Centros comerciais com “grandes reservas” Para os centros comerciais há uma única regra: redução de lotação com limite de uma pessoa por 5 metros quadrados.
Rodrigo Moita de Deus, diretor-executivo da Associação Portuguesa de Centros Comerciais (APCC) diz ao i que a medida “não faz sentido”. E explica: “Diz-nos a experiência que a limitação de número de pessoas por metro quadrado, normalmente, causa aglomerações e ajuntamentos – que é tudo aquilo que queremos evitar – à porta dos estabelecimentos comerciais”. E, refuta que “esses ajuntamentos são muito mais complicados de gerir e de controlar”, sendo este, por isso, o “principal receio e reserva relativamente à medida”.

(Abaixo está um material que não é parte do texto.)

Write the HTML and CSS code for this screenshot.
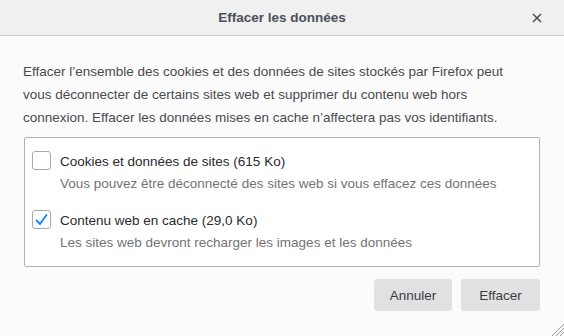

E garante que “não é uma questão comercial, de vendas, é mesmo uma questão sanitária”. Até porque, defende, “estamos, na prática, a criar afunilamentos à entrada dos estabelecimentos comerciais que podem, de facto, ser muito mais perigosos do que propriamente aquilo que queremos evitar”. Apesar de admitir que estes rácios “são bastante mais abertos do que os rácios anteriores mas era bom que o Governo tivesse alguma latitude e margem para mexer nesses rácios na implementação da medida conforme o momento”.
As filas podem ser maiores principalmente numa altura de troca de presentes de Natal e o responsável não tem dúvidas que “já depois do desconfinamento os portugueses têm sido muito responsáveis na forma como têm atuado, as pessoas têm evitado naturalmente grandes ajuntamentos ou aglomerações”. Por tudo isto garante que a APCC tem “grandes reservas relativamente à medida”.